Once when I was in Tokyo, I made arrangements with friends to take a train ride. This train always goes the same route and encircles the city. When I arrived at the station, one of my friends still hadn't showed up. Someone suggested that we go on without him, but another person objected, saying, "But what if he has gone on ahead?" I said, "It doesn't matter. The train always comes around again."

As far as change is concerned, we really can't know what things will turn into. We can't clearly predict the future. But there is one principle we can be sure of: what we are related to now, we will have relationships to later.

Everyone has probably had the experience of feeling that they've known someone before, even though they've just met them. This is probably a case of being acquainted with that person in a
previous life; they may have been family members or close friends.

There are people who have the attitude that when they get into a situation that's bad for them, they will do their best to try to escape from it.

There was an artist from Taiwan who felt it wasn't safe there, so he moved to the United States. Some time later he was traveling in Florida and died in a car accident.

In another account, a man was told by a fortune teller that he was going to drown. So he played it safe and stayed at home. Three days later he died as he was washing his face.

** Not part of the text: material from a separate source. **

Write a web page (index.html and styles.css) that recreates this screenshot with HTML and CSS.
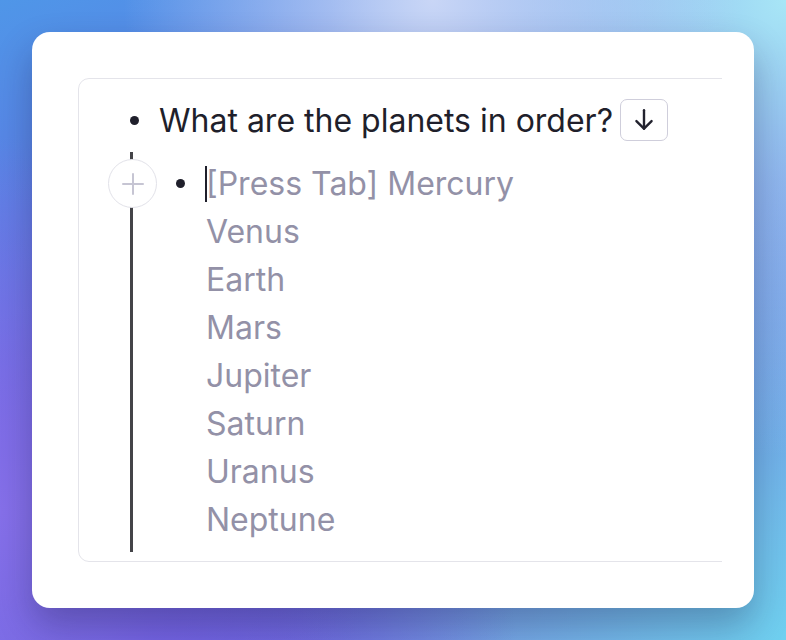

Sometimes nearly impossible events as the above do happen. At any rate, what you are fated to meet, you will meet. Within the changeless there is change. If the person who was told that he was going to drown had gone out one of those days, he might indeed have died in a river or pond -- but according to his circumstances it occurred at home.

Causes are always changing and effects are always changing, but the principle of cause and effect remains the same -- it is permanent. Things are constantly being born and passing away. But for an unenlightened person what is permanent is just this passing away. The vexations of ordinary beings stem from not being clear about change and changelessness.

Not only are people changing physically, but mentally they are also going through changes. A person may be born poor and become rich -- or start out rich and end up poor. An uneducated person can be educated; a low, mean character can be transformed into a sterling character. We are all in a perpetual state of change. If we aren't getting better, then we're getting worse. But there is one thing that is changeless and that is our self-nature. Even the worst kind of person will, in the end, repent; it was simply his personality at the time that drove him to his actions.

Most people hope for a future life. They are not fully convinced that they will have one -- but they still hope. They think that the change will be just a new face with the same benefits. This is a selfish attitude and will only lead to vexation.

A person who is liberated, on the other hand, is changeless. You could say that there is nowhere that is not his body, no place that he definitely is, and no place that he definitely is not. He is everywhere, with no fixed spot. This is real freedom, true liberation.